■ **SHORT EXERCISE**
Identify and reproduce every line holding the string "this".

■ **DATA**
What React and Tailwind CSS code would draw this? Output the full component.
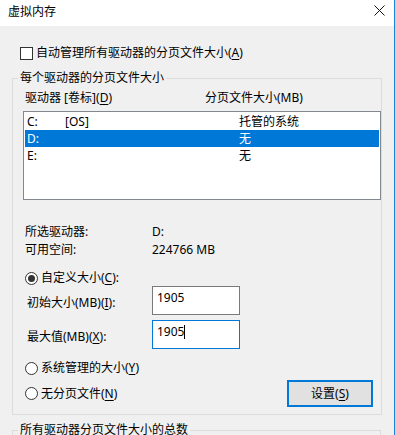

---

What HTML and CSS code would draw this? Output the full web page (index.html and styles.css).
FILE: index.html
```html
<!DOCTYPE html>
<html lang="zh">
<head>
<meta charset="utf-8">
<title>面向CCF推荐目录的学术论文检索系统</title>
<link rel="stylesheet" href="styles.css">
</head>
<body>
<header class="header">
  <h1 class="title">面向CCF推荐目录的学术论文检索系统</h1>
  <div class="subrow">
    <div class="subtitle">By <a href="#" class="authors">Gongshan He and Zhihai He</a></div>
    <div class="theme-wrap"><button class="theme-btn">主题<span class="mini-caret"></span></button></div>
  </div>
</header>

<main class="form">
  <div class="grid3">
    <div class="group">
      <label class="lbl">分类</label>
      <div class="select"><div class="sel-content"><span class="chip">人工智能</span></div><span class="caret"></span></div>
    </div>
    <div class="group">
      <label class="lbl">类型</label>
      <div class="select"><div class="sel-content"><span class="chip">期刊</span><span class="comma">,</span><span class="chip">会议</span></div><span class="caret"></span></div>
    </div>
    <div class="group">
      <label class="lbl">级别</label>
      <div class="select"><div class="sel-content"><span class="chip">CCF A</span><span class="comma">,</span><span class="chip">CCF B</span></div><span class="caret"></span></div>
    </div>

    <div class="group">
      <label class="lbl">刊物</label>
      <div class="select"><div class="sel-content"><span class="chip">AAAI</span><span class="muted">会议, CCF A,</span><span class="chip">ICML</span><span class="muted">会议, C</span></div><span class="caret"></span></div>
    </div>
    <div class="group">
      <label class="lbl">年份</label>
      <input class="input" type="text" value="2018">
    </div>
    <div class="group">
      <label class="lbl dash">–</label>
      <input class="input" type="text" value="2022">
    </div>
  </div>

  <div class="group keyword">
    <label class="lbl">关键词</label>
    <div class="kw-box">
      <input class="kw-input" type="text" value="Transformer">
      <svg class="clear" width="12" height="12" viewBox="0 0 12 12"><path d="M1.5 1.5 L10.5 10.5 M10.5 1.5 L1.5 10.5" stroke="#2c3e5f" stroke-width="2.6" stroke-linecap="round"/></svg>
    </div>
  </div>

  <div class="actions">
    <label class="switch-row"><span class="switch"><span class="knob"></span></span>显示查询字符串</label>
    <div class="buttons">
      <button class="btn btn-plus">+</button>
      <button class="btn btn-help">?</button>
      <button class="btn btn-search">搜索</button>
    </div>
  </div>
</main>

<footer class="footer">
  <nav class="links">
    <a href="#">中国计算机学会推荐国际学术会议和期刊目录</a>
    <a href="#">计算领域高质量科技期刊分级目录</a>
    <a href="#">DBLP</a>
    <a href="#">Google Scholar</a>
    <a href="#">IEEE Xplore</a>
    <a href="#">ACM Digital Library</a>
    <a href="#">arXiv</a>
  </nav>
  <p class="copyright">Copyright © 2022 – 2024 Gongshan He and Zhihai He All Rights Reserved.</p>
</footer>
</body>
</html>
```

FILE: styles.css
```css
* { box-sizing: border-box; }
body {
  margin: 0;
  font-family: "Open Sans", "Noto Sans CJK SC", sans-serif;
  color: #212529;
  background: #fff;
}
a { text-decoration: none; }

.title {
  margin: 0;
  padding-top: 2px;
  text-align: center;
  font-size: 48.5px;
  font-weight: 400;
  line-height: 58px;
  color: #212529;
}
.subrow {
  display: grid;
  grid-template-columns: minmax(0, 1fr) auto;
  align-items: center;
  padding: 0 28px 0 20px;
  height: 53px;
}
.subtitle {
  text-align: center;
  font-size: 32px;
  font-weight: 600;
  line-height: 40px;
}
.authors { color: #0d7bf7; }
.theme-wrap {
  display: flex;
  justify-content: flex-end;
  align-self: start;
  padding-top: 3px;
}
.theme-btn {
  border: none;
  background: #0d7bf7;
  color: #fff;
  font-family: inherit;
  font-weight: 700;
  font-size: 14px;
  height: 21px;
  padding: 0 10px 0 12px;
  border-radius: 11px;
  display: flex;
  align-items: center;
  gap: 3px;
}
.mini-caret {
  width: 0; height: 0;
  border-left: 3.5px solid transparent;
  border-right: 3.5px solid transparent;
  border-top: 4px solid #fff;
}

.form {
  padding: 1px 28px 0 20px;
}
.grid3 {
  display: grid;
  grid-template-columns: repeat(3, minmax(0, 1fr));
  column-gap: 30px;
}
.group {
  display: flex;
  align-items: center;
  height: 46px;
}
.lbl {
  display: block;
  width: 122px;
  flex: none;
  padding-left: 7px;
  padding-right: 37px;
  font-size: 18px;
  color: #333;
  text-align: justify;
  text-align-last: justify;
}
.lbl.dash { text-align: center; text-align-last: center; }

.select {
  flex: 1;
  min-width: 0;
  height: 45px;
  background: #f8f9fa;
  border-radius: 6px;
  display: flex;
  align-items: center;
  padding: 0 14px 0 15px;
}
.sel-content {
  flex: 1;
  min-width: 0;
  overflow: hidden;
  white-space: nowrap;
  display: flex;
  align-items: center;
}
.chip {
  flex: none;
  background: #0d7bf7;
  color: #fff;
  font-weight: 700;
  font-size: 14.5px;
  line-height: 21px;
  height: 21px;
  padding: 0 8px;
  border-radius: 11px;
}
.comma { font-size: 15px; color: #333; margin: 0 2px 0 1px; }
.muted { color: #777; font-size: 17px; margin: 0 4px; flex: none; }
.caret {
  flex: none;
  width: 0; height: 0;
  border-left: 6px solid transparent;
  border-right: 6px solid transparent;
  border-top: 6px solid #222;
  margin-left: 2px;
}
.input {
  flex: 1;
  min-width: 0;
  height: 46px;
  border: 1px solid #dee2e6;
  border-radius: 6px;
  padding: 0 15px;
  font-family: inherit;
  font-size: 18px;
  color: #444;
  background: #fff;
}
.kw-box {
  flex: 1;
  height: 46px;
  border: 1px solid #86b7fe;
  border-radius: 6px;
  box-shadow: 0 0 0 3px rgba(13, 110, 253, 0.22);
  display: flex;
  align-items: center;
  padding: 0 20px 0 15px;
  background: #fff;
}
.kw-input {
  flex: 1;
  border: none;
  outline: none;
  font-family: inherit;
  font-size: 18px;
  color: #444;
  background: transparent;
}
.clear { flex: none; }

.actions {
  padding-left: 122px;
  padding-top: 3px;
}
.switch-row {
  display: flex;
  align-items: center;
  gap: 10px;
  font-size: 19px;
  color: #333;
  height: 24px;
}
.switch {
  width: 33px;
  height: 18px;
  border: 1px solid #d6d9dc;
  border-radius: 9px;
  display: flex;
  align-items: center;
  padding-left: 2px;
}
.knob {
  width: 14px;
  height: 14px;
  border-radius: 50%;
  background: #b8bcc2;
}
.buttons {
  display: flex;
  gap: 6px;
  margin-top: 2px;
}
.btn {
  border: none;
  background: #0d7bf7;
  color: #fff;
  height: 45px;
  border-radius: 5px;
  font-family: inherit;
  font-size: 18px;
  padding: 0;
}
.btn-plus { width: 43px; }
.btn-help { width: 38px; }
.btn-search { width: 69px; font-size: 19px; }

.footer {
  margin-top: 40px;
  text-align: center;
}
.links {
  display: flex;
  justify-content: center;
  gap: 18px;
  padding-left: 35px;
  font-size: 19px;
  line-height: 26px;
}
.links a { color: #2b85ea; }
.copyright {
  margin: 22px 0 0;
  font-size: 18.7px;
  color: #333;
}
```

■ **REPLY TO THE EXERCISE**
What React and Tailwind CSS code would draw this? Output the full component.
What HTML and CSS code would draw this? Output the full web page (index.html and styles.css).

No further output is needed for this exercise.